Climate and Natural Drivers
The African continent’s drylands are naturally predisposed to degradation due to inherent climatic factors, making them highly susceptible to external pressures. The Sahel receives highly variable annual rainfall, with the bulk occurring during a short summer season. This high inter-annual variability means that prolonged, multi-year drought cycles are a natural, recurring feature of the environment.
Global climate change exacerbates this vulnerability by increasing local temperatures, which drives up the potential evaporative demand of the atmosphere. The increased evaporative stress on plants and surface water bodies is significant. Furthermore, long-term rainfall trends in the Sahel show a dominant low-frequency component, meaning periods of multi-decade drought, such as the severe dry spell experienced between the late 1960s and mid-1980s, are a persistent threat.
Unsustainable Land Management
Human activities that place excessive demands on fragile ecosystems are the most immediate causes of desertification across Africa’s drylands. Overgrazing is a significant driver, occurring when livestock density exceeds the land’s carrying capacity, particularly around settlements and watering points. Herds strip the ground of vegetation, weakening perennial grasses and preventing regeneration.
The removal of trees and shrubs, often through deforestation for fuel wood or the expansion of rain-fed agriculture, further exposes the thin topsoil to wind and water erosion. Intensive farming practices on marginal lands, including overcultivation, also deplete the soil’s finite nutrient reserves. This prevents the natural fallow periods necessary for soil recovery, leading to structural breakdown and reduced organic matter.
Poorly managed irrigation systems contribute to degradation through salinization, a process where high rates of evaporation leave behind dissolved salts in the upper soil layers. This is often compounded by the use of water with high natural salt content and the lack of adequate subsurface drainage to flush the salts away. Salinization affects significant portions of Africa’s arable land, inhibiting plant water uptake and rendering the soil unproductive.
The Vicious Cycle of Degradation
The interaction between human land use and natural climate variability creates a self-reinforcing feedback loop that accelerates desertification. When human activities, such as overgrazing or deforestation, remove the protective vegetation cover, they initiate a cascade of environmental changes. This loss of cover immediately exposes the soil to the elements, leading to wind and water erosion that strips away the fertile topsoil.
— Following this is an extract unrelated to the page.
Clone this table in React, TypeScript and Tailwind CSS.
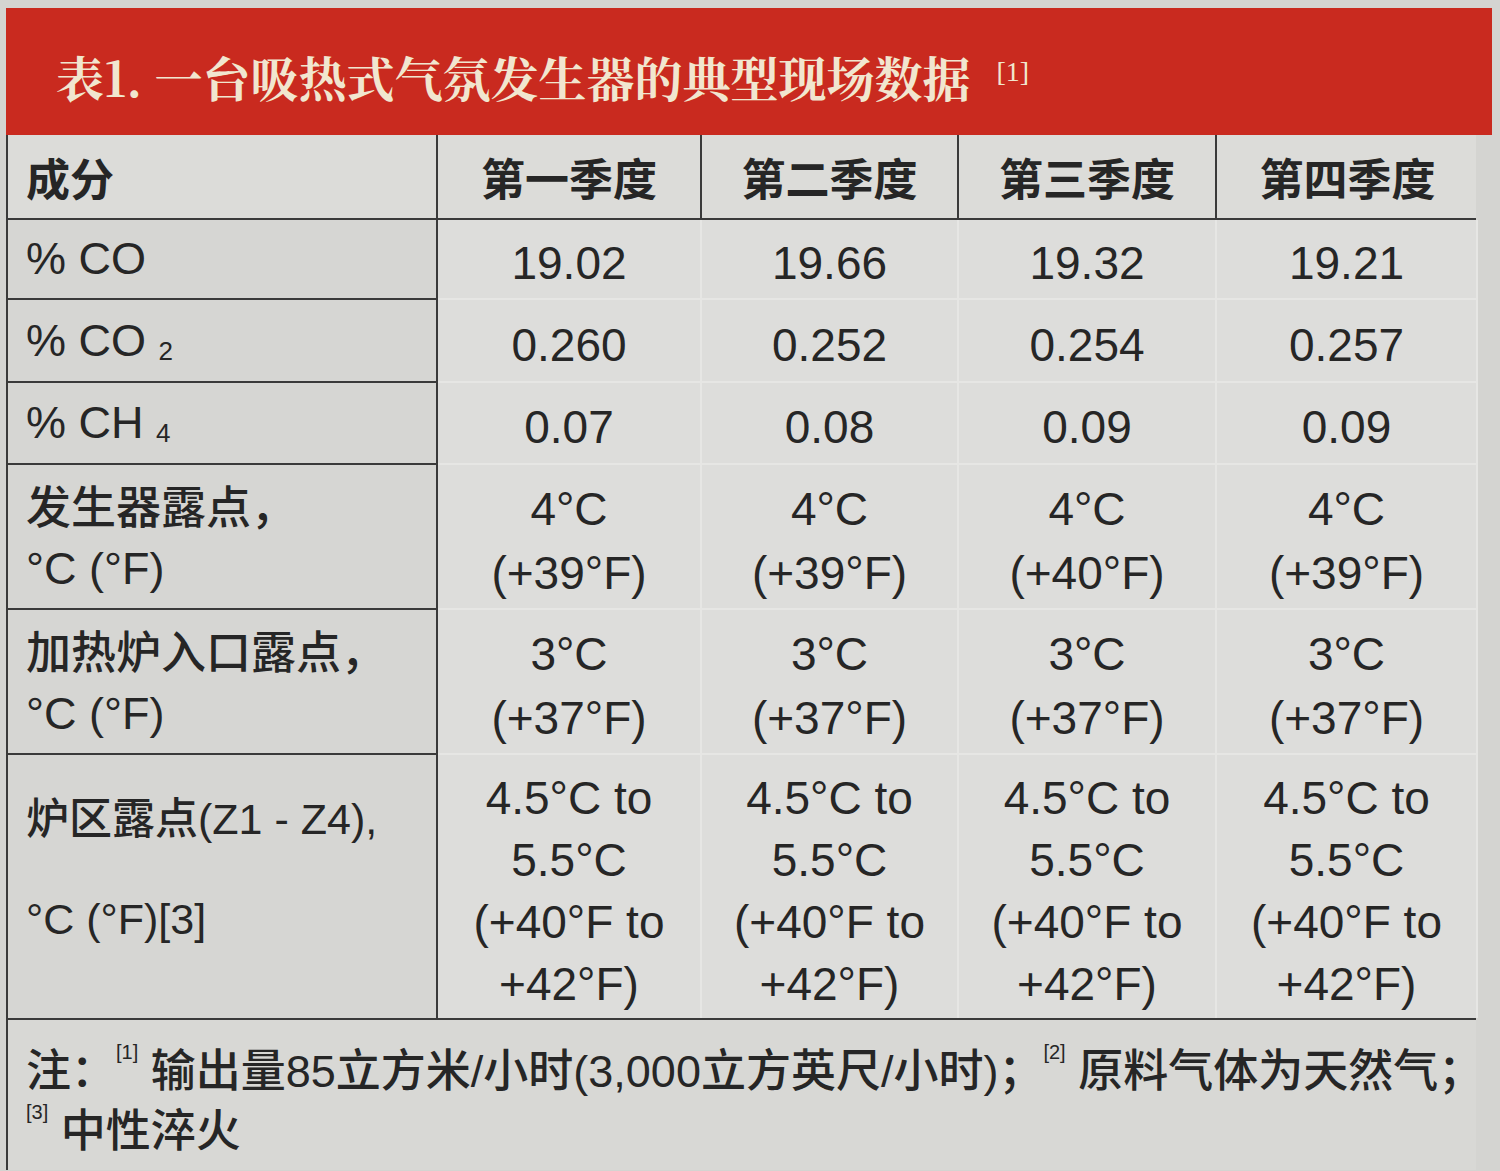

Removing vegetation also alters the local microclimate, creating a feedback mechanism between the land surface and the atmosphere. Bare ground increases the land’s albedo, or reflectivity, causing the surface to heat up faster and reflect more energy back into the atmosphere. This change in energy balance can suppress the formation of rain-bearing clouds and reduce local convection, exacerbating the effects of natural drought. The resulting drier conditions prevent the regrowth of vegetation, locking the region into a downward spiral of declining productivity.